Its V-shaped profile makes it looks as if it were two-dimensional, just like a curved sheet of paper. Denoting a surprising lightness, the bridge spans over public spaces without any apparent tectonic effort. This profile, which has reminiscences of the hull of a ship, is in fact the result of the need to mitigate the acoustic impact of the highway underneath, it also allows to open up to the views above and for natural light to illuminate the entire path. This resulted in a highly innovative structural system, an extremely efficient triangular shape not common in the world of civil engineering, capable of bridging the required curved distances with a great performative agenda and a minimalistic aesthetic.
It was designed as a unique gesture, capable of solving all the programmatic needs including pedestrians, cyclists, and accessible traffic with a single infrastructure, thus avoiding differentiated elements such as stairs and auxiliary elevators. Crossing the bridge becomes a new experience for its visitors as it acts as a traveling movie camera revealing different angles of the city due to its variable path, and its constant section becoming the still frame that shows a moving city behind.
The bridge becomes a large urban sculpture that could perfectly fit within the land-art movement as it uses the landscape to portrait its full reading appearing to penetrate both plazas at the landings, even continuing underneath them. Two side wings fold up as metallic origami planes, suggesting arms that invite you to enter between them.
Two public spaces have been redesigned to accommodate the footbridge landings. On one side, a fluid plaza receives all the converging pedestrian traffic with green undulating shapes designed to be seen from above turning it into a horizontal vegetal painting. On the other side, a non-walkable landscape design reproduces a volcanic topography reclaiming rocks from the neighboring Isleta mountain. 3 meters wide and a maximum slope of 6%, the floor level of this footbridge reaches a maximum height of 7.60 meters above street level becoming a new viewing point for the city. It also allows a minimum gauge at the highway of 5.50m, exceeding up to 6 meters at some points.

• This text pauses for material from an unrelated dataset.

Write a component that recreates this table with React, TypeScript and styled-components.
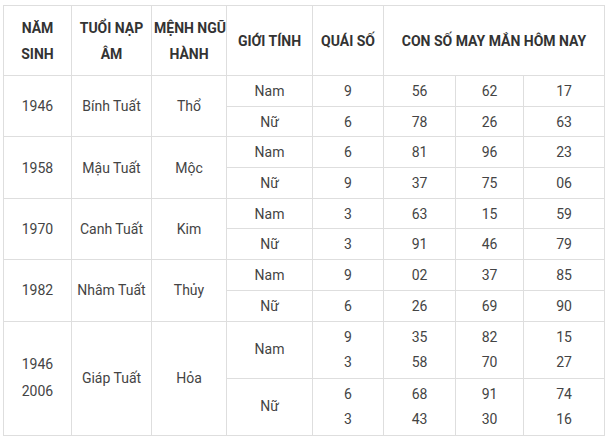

The architects developed a structural scheme inspired from naval engineering designs, adopting a system of ribs or frames arranged every 3.2 meters while tied-up by 10-12mm steel plates. The 18 pieces that made up the final structure, weighting up to 40 tons a piece, where assembled at a metallurgical shop in Seville to be then transported by ship to the site. All the components that conform this footbridge have an structural performance - except for the handrails, resulting into a very efficient and sturdy design. A 3 layer-paint with metallic finish helps, depending on daylight, to fade within the city and ensure protection against the highly corrosive maritime surroundings.